## Exercise objective
Repeat the full listing below verbatim and keep the images out.

+++ Supplied data

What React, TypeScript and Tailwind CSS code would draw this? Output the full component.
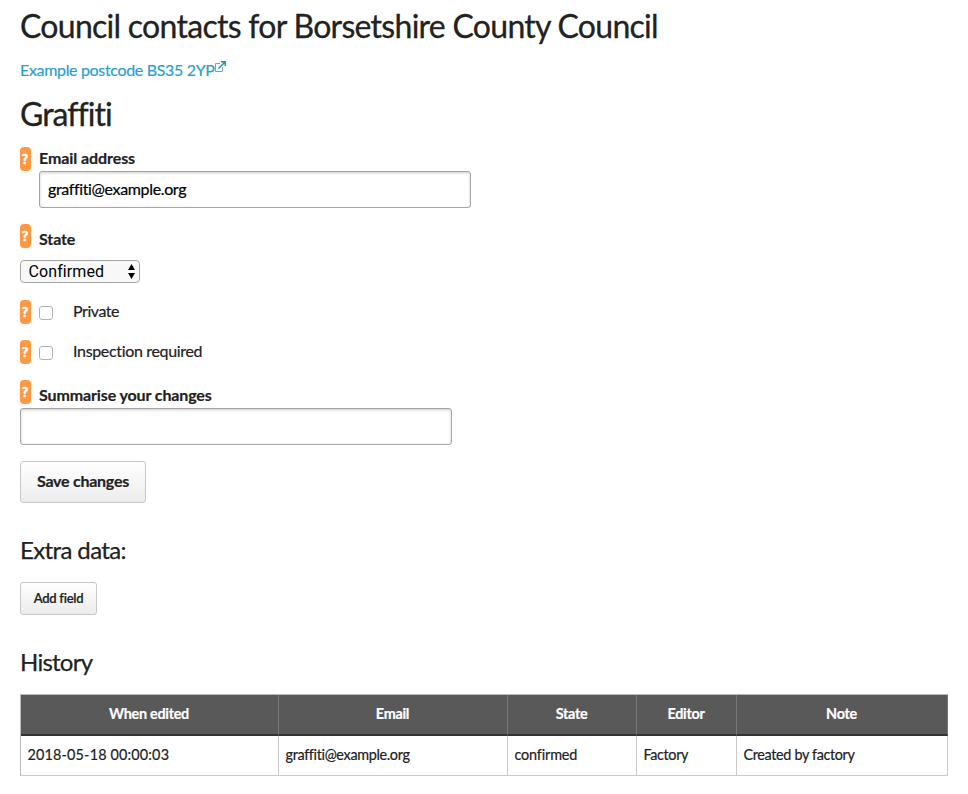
import React from "react";

function Help() {
  return (
    <span className="flex h-6 w-[11px] shrink-0 items-center justify-center rounded-[4px] bg-[#ff9843] pr-px text-[14px] font-black leading-none text-white [-webkit-text-stroke:0.5px_white]">
      ?
    </span>
  );
}

function CheckRow({ label, className, tracking }: { label: string; className: string; tracking: string }) {
  return (
    <div className={`flex h-6 ${className}`}>
      <Help />
      <input
        type="checkbox"
        aria-label={label}
        className="ml-2 mt-1.5 h-3.5 w-3.5 appearance-none rounded-[3px] border border-[#b0b0b0] bg-white"
      />
      <span className={`ml-5 text-[16px] leading-[22px] ${tracking}`}>{label}</span>
    </div>
  );
}

const field =
  "block h-[37px] w-[432px] rounded-[3px] border border-[#a5a5a5] bg-white px-2 pb-0.5 text-[16px] text-black shadow-[inset_0_1px_3px_rgba(0,0,0,0.2)] outline-none";
const button =
  "block rounded-[3px] border border-[#c8c8c8] bg-linear-to-b from-white to-[#ececec] whitespace-nowrap";

const columns = [
  { title: "When edited", value: "2018-05-18 00:00:03", body: "tracking-[0.17px]" },
  { title: "Email", value: "graffiti@example.org", body: "tracking-[-0.33px]" },
  { title: "State", value: "confirmed", body: "tracking-[-0.15px]" },
  { title: "Editor", value: "Factory", body: "tracking-[-0.35px]" },
  { title: "Note", value: "Created by factory", body: "tracking-[-0.34px]" },
];

export default function App() {
  return (
    <main className="h-[794px] w-[968px] overflow-hidden bg-white px-5 pt-1.5 font-['Lato',sans-serif] text-[#222] [-webkit-text-stroke:0.2px]">
      <h1 className="h-10 whitespace-nowrap text-[32px] leading-10 tracking-[-0.72px] [-webkit-text-stroke:0.3px]">
        Council contacts for Borsetshire County Council
      </h1>
      <a href="#" className="mt-3 flex h-6 text-[16px] leading-6 tracking-[-0.33px] text-[#2aa0cd]">
        Example postcode BS35 2YP
        <svg className="mt-[3px]" width="11" height="11" viewBox="0 0 11 11" fill="none">
          <path d="M5 2.5H0.5v8h7V6" stroke="#999" />
          <path d="M3.500 7.500L9.500 1.500M6 0.750h4.250V5" stroke="#0f98c8" strokeWidth="1.500" />
        </svg>
      </a>
      <h2 className="mt-3 h-10 text-[32px] leading-10 tracking-[-0.95px] [-webkit-text-stroke:0.3px]">Graffiti</h2>

      <div className="mt-[13px] flex h-6">
        <Help />
        <label className="ml-2 text-[16px] font-bold leading-[22px] tracking-[-0.08px]">Email address</label>
      </div>
      <input className={`ml-[19px] tracking-[-0.36px] ${field}`} defaultValue="graffiti@example.org" />

      <div className="mt-4 flex h-9">
        <Help />
        <label className="ml-2 mt-1 text-[16px] font-bold leading-[22px] tracking-[-0.1px]">State</label>
      </div>
      <button className="flex h-[23px] w-[120px] items-center justify-between rounded-[4px] border border-[#a5a5a5] bg-[#f8f8f8] pl-[7.5px] pr-1 text-[16px] leading-none text-black">
        <span className="font-['Roboto',sans-serif] tracking-[0.1px] [-webkit-text-stroke:0px]">Confirmed</span>
        <svg width="7" height="15" viewBox="0 0 7 15">
          <path d="M3.500 0L7 6H0zM3.500 15L0 9h7z" fill="#000" />
        </svg>
      </button>

      <CheckRow label="Private" className="mt-[17px]" tracking="tracking-[-0.45px]" />
      <CheckRow label="Inspection required" className="mt-4" tracking="tracking-[-0.33px]" />

      <div className="mt-4 flex h-7">
        <Help />
        <label className="ml-2 mt-1 text-[16px] font-bold leading-[22px] tracking-[-0.12px]">
          Summarise your changes
        </label>
      </div>
      <input className={field} aria-label="Summarise your changes" />

      <button className={`mt-4 h-[42px] w-[126px] pb-0.5 text-[16px] font-bold tracking-[-0.25px] ${button}`}>
        Save changes
      </button>

      <h3 className="mt-8 h-8 text-[24px] leading-[30px] tracking-[-0.62px] [-webkit-text-stroke:0.25px]">Extra data:</h3>
      <button className={`mt-[15px] h-[33px] w-[77px] text-[13px] font-semibold tracking-[-0.25px] ${button}`}>
        Add field
      </button>

      <h3 className="mt-8 h-8 text-[24px] leading-[30px] tracking-[-0.75px] [-webkit-text-stroke:0.25px]">History</h3>
      <table className="mt-[15px] w-[928px] table-fixed border-separate border-spacing-0 border-l border-t border-[#bbb] text-[14.4px]">
        <colgroup>
          <col className="w-[258px]" />
          <col className="w-[229px]" />
          <col className="w-[129px]" />
          <col className="w-[100px]" />
          <col className="w-[211px]" />
        </colgroup>
        <thead>
          <tr className="h-[41px] bg-[#595959] text-white">
            {columns.map((c) => (
              <th
                key={c.title}
                className="border-r border-b-2 border-r-[#777] border-b-[#333] p-0 pr-px pb-0.5 text-center font-bold leading-5 tracking-[-0.28px]"
              >
                {c.title}
              </th>
            ))}
          </tr>
        </thead>
        <tbody>
          <tr className="h-10">
            {columns.map((c) => (
              <td
                key={c.title}
                className={`border-r border-b border-[#c8c8c8] px-[6.5px] pt-0 pb-0.5 leading-5 whitespace-nowrap ${c.body}`}
              >
                {c.value}
              </td>
            ))}
          </tr>
        </tbody>
      </table>
    </main>
  );
}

++++++

## Full response
What React, TypeScript and Tailwind CSS code would draw this? Output the full component.
import React from "react";

function Help() {
  return (
    <span className="flex h-6 w-[11px] shrink-0 items-center justify-center rounded-[4px] bg-[#ff9843] pr-px text-[14px] font-black leading-none text-white [-webkit-text-stroke:0.5px_white]">
      ?
    </span>
  );
}

function CheckRow({ label, className, tracking }: { label: string; className: string; tracking: string }) {
  return (
    <div className={`flex h-6 ${className}`}>
      <Help />
      <input
        type="checkbox"
        aria-label={label}
        className="ml-2 mt-1.5 h-3.5 w-3.5 appearance-none rounded-[3px] border border-[#b0b0b0] bg-white"
      />
      <span className={`ml-5 text-[16px] leading-[22px] ${tracking}`}>{label}</span>
    </div>
  );
}

const field =
  "block h-[37px] w-[432px] rounded-[3px] border border-[#a5a5a5] bg-white px-2 pb-0.5 text-[16px] text-black shadow-[inset_0_1px_3px_rgba(0,0,0,0.2)] outline-none";
const button =
  "block rounded-[3px] border border-[#c8c8c8] bg-linear-to-b from-white to-[#ececec] whitespace-nowrap";

const columns = [
  { title: "When edited", value: "2018-05-18 00:00:03", body: "tracking-[0.17px]" },
  { title: "Email", value: "graffiti@example.org", body: "tracking-[-0.33px]" },
  { title: "State", value: "confirmed", body: "tracking-[-0.15px]" },
  { title: "Editor", value: "Factory", body: "tracking-[-0.35px]" },
  { title: "Note", value: "Created by factory", body: "tracking-[-0.34px]" },
];

export default function App() {
  return (
    <main className="h-[794px] w-[968px] overflow-hidden bg-white px-5 pt-1.5 font-['Lato',sans-serif] text-[#222] [-webkit-text-stroke:0.2px]">
      <h1 className="h-10 whitespace-nowrap text-[32px] leading-10 tracking-[-0.72px] [-webkit-text-stroke:0.3px]">
        Council contacts for Borsetshire County Council
      </h1>
      <a href="#" className="mt-3 flex h-6 text-[16px] leading-6 tracking-[-0.33px] text-[#2aa0cd]">
        Example postcode BS35 2YP
        <svg className="mt-[3px]" width="11" height="11" viewBox="0 0 11 11" fill="none">
          <path d="M5 2.5H0.5v8h7V6" stroke="#999" />
          <path d="M3.500 7.500L9.500 1.500M6 0.750h4.250V5" stroke="#0f98c8" strokeWidth="1.500" />
        </svg>
      </a>
      <h2 className="mt-3 h-10 text-[32px] leading-10 tracking-[-0.95px] [-webkit-text-stroke:0.3px]">Graffiti</h2>

      <div className="mt-[13px] flex h-6">
        <Help />
        <label className="ml-2 text-[16px] font-bold leading-[22px] tracking-[-0.08px]">Email address</label>
      </div>
      <input className={`ml-[19px] tracking-[-0.36px] ${field}`} defaultValue="graffiti@example.org" />

      <div className="mt-4 flex h-9">
        <Help />
        <label className="ml-2 mt-1 text-[16px] font-bold leading-[22px] tracking-[-0.1px]">State</label>
      </div>
      <button className="flex h-[23px] w-[120px] items-center justify-between rounded-[4px] border border-[#a5a5a5] bg-[#f8f8f8] pl-[7.5px] pr-1 text-[16px] leading-none text-black">
        <span className="font-['Roboto',sans-serif] tracking-[0.1px] [-webkit-text-stroke:0px]">Confirmed</span>
        <svg width="7" height="15" viewBox="0 0 7 15">
          <path d="M3.500 0L7 6H0zM3.500 15L0 9h7z" fill="#000" />
        </svg>
      </button>

      <CheckRow label="Private" className="mt-[17px]" tracking="tracking-[-0.45px]" />
      <CheckRow label="Inspection required" className="mt-4" tracking="tracking-[-0.33px]" />

      <div className="mt-4 flex h-7">
        <Help />
        <label className="ml-2 mt-1 text-[16px] font-bold leading-[22px] tracking-[-0.12px]">
          Summarise your changes
        </label>
      </div>
      <input className={field} aria-label="Summarise your changes" />

      <button className={`mt-4 h-[42px] w-[126px] pb-0.5 text-[16px] font-bold tracking-[-0.25px] ${button}`}>
        Save changes
      </button>

      <h3 className="mt-8 h-8 text-[24px] leading-[30px] tracking-[-0.62px] [-webkit-text-stroke:0.25px]">Extra data:</h3>
      <button className={`mt-[15px] h-[33px] w-[77px] text-[13px] font-semibold tracking-[-0.25px] ${button}`}>
        Add field
      </button>

      <h3 className="mt-8 h-8 text-[24px] leading-[30px] tracking-[-0.75px] [-webkit-text-stroke:0.25px]">History</h3>
      <table className="mt-[15px] w-[928px] table-fixed border-separate border-spacing-0 border-l border-t border-[#bbb] text-[14.4px]">
        <colgroup>
          <col className="w-[258px]" />
          <col className="w-[229px]" />
          <col className="w-[129px]" />
          <col className="w-[100px]" />
          <col className="w-[211px]" />
        </colgroup>
        <thead>
          <tr className="h-[41px] bg-[#595959] text-white">
            {columns.map((c) => (
              <th
                key={c.title}
                className="border-r border-b-2 border-r-[#777] border-b-[#333] p-0 pr-px pb-0.5 text-center font-bold leading-5 tracking-[-0.28px]"
              >
                {c.title}
              </th>
            ))}
          </tr>
        </thead>
        <tbody>
          <tr className="h-10">
            {columns.map((c) => (
              <td
                key={c.title}
                className={`border-r border-b border-[#c8c8c8] px-[6.5px] pt-0 pb-0.5 leading-5 whitespace-nowrap ${c.body}`}
              >
                {c.value}
              </td>
            ))}
          </tr>
        </tbody>
      </table>
    </main>
  );
}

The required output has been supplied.